In 1985, while on tour with the Associated Board in Malaysia, Shuttleworth met Toya, a Batik artist living in Penang, and his nephew Kia. Shuttleworth helped both of them, firstly by organising exhibitions of Toya's work in England and secondly by sponsoring Kia to study at Leeds University, where he is now on the staff. In 1986 she again worked for the Associated Board, examining in New Zealand.

==Teaching career==
Shuttleworth's teaching career evolved over the years. From initially teaching at independent schools and later being appointed a professor at the RCM, she eventually took on many teaching positions in England, including Canterbury, Leeds and students from York University, as well as at Leeds Girls High School. She also had many private pupils. In 1994, Shuttleworth's teaching became more widely known when her pupil, Natalie Clein, won both the UK and European Young Musician of the Year competitions. Although this was at a time when Shuttleworth was near retirement, she was now very much a sought-after teacher. Much later, she taught the Czech cellist Frantisek Brikcius, who came to Leeds University as an Erasmus scholar. Anna also taught at Canterbury Christ Church University and spent a great deal of time travelling between her home in Leeds and her home in Tankerton. In her memoirs she notes teaching Max Cheng, Emma Coleman and Sarah Montague in Canterbury.

In retirement, Shuttleworth slowed down but did not stop. She made her final cello and piano duo recitals in 2003 and played the Treble and Bass Viols and sang early music. She taught the cello if requested.

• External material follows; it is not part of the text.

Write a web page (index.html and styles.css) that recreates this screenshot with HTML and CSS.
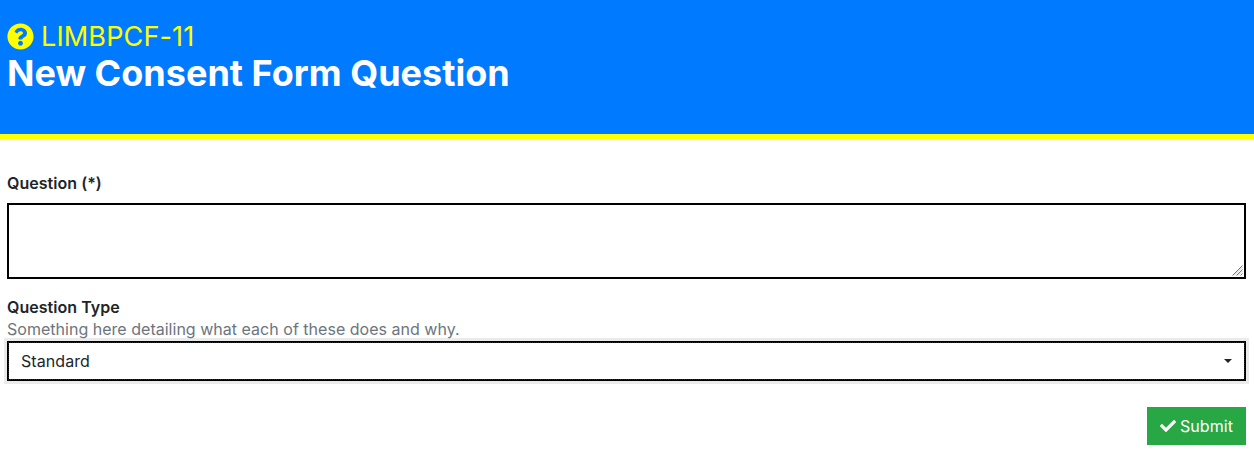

In 2008, Shuttleworth was awarded an Honorary Membership of the Royal College of Music from Prince Charles. This followed a number of years when she supported the RCM and also created a cello prize in her own name.

==Publications==
Shuttleworth co-wrote a cello method for young cellists aged 10 and upwards, and her memoirs were published in July 2009.

==Recordings==
Shuttleworth made several recordings with Alfred Deller (counter-tenor). For example, Purcell's Ode for St. Cecilia's Day and Purcell's Te Deum and Jubilate Deo.